**SOURCE MATERIAL**:
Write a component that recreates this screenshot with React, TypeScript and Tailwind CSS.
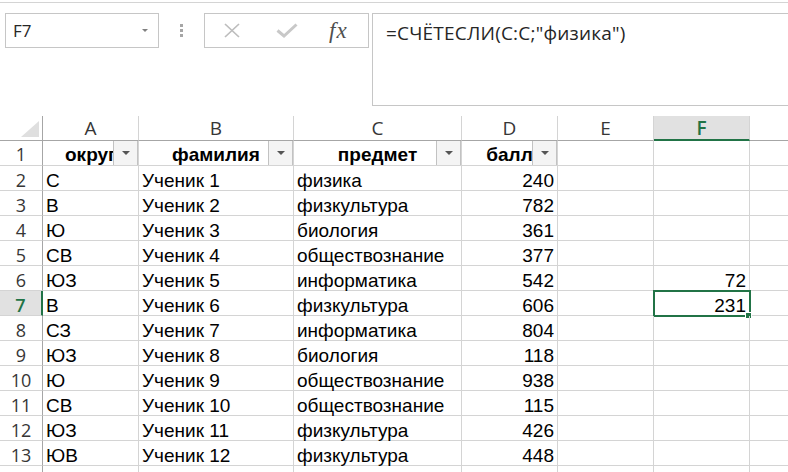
==
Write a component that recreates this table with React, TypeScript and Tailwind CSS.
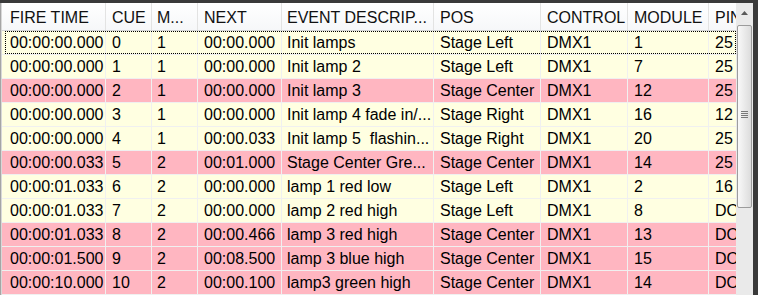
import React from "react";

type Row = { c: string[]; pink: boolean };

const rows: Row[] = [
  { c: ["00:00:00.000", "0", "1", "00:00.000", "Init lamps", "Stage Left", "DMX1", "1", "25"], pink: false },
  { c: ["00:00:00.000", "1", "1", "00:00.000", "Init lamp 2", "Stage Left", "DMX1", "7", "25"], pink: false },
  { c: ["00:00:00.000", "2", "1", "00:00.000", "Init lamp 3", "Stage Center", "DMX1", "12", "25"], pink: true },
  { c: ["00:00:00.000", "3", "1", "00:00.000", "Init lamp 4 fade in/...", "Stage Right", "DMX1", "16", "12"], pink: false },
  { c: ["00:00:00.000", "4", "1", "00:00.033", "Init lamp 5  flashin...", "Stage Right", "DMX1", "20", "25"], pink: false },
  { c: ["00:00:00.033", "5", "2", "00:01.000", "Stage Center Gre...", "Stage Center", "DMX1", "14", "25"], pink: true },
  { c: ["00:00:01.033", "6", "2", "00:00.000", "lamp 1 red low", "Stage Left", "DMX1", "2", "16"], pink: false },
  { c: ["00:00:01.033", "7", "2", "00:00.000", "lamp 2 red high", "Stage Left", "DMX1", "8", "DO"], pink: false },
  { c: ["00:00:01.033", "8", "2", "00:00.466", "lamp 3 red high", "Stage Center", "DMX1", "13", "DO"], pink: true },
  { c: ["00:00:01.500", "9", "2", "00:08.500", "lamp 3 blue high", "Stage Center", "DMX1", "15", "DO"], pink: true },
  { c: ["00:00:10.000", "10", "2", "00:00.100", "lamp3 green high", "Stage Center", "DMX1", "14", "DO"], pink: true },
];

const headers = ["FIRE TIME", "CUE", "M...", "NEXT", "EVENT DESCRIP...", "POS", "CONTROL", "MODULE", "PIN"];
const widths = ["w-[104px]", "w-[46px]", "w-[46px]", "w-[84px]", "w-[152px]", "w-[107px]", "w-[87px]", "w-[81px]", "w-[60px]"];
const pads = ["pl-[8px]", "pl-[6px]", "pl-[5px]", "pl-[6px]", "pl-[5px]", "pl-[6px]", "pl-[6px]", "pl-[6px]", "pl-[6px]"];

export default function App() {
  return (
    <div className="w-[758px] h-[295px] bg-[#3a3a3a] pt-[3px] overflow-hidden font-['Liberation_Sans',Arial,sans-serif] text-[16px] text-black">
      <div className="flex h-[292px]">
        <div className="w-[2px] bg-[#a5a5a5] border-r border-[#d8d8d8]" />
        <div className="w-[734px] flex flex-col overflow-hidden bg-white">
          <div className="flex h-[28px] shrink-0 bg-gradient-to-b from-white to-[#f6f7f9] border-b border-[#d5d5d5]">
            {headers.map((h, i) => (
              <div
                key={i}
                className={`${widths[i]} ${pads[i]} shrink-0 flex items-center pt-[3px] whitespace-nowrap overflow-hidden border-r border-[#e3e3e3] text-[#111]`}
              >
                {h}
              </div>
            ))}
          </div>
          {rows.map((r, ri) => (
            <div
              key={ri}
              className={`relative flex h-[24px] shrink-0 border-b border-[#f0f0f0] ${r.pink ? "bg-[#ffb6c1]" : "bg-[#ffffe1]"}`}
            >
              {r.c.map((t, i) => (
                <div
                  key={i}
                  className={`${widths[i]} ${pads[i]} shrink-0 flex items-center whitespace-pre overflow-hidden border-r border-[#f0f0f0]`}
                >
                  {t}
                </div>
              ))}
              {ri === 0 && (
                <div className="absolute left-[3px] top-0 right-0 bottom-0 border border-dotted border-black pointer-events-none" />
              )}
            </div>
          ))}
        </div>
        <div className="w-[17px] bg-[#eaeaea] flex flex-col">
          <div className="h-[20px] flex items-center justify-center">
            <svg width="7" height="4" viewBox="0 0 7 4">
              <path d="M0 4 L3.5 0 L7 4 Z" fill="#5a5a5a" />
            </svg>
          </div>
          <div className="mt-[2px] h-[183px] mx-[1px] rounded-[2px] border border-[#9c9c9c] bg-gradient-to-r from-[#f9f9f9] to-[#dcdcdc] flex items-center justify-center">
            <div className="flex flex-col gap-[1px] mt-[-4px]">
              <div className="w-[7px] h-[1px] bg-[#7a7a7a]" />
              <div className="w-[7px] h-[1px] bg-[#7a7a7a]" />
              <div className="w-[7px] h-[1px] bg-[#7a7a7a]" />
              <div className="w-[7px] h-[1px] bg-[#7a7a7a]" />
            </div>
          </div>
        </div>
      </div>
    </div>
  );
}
---
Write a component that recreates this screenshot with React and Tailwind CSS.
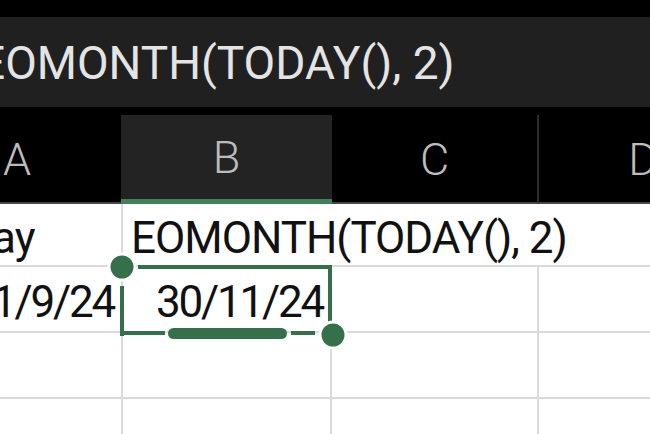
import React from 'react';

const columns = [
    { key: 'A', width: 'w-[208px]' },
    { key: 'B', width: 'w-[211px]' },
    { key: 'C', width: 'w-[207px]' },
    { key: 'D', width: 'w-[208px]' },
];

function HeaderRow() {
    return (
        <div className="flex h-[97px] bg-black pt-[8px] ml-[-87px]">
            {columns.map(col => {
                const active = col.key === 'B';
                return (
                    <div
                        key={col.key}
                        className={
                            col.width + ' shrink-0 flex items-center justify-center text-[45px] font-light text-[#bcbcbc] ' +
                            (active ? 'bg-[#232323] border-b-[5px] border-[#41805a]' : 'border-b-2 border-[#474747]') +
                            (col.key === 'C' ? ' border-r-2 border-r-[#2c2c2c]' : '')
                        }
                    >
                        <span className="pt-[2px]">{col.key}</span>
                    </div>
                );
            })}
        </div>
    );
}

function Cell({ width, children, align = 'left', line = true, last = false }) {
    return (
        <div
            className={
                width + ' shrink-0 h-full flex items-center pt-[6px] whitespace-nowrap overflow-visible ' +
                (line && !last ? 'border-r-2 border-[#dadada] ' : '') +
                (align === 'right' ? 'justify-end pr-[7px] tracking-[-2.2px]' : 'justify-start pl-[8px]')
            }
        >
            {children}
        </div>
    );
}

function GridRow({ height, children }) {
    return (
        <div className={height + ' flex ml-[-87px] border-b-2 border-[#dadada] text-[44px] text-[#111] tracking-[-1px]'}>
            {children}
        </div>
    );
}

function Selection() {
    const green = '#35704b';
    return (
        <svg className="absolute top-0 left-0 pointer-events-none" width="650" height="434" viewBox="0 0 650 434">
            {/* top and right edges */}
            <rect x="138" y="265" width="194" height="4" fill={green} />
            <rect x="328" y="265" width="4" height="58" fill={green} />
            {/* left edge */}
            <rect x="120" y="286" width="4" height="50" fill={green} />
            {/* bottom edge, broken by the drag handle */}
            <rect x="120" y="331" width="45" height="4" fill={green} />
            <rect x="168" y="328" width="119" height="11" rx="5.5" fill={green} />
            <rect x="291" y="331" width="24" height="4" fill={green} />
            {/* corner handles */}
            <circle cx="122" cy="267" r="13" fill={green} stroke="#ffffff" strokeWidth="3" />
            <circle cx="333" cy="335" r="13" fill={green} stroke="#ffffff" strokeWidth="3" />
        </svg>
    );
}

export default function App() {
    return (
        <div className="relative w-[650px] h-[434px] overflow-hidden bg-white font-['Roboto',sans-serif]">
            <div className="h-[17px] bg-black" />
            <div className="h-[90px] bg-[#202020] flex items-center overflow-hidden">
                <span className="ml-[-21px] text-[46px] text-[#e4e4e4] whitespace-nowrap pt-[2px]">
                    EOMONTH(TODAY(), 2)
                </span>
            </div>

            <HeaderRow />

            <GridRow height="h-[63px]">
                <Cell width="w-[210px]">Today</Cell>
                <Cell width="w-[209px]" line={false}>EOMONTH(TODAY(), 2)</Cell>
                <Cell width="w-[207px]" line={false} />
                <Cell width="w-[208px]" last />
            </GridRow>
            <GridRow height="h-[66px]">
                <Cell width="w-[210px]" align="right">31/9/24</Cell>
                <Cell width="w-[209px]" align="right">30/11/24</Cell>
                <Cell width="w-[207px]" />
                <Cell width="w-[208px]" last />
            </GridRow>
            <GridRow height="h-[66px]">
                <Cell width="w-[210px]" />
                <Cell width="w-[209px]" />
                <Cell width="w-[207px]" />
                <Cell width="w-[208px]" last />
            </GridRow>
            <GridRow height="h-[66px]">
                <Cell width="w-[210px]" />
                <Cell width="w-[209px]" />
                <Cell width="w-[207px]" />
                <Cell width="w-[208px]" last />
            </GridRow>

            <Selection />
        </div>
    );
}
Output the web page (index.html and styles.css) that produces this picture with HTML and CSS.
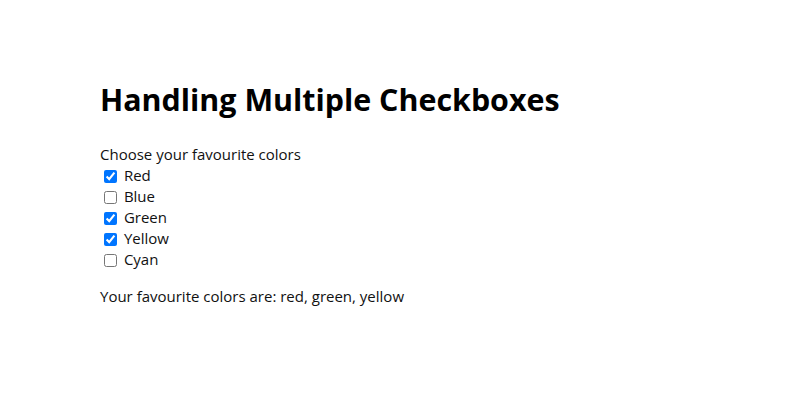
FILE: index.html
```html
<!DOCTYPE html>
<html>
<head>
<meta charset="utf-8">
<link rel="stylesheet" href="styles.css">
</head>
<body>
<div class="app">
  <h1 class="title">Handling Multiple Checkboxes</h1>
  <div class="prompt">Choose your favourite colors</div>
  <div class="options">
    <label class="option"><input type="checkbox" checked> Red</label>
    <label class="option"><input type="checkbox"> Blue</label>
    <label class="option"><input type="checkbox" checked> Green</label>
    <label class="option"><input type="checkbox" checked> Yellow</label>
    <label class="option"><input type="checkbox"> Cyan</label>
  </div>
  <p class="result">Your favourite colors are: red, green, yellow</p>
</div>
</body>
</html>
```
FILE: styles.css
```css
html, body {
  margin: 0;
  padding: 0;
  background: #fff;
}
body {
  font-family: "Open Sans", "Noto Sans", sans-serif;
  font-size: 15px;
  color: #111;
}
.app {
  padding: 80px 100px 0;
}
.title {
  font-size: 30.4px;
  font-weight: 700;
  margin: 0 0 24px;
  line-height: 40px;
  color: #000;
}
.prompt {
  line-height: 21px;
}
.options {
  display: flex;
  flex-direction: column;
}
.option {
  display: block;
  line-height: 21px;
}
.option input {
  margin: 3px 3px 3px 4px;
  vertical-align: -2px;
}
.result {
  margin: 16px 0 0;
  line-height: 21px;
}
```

**DIRECTIONS FOR THIS TASK**:
Start at the line above containing "Write a component that recreates this table" and stop at the line containing "string[]; pink: boolean": print those lines and everything between them exactly, but not the pictures.

**SOLUTION TO THE EXERCISE**:
Write a component that recreates this table with React, TypeScript and Tailwind CSS.
import React from "react";

type Row = { c: string[]; pink: boolean };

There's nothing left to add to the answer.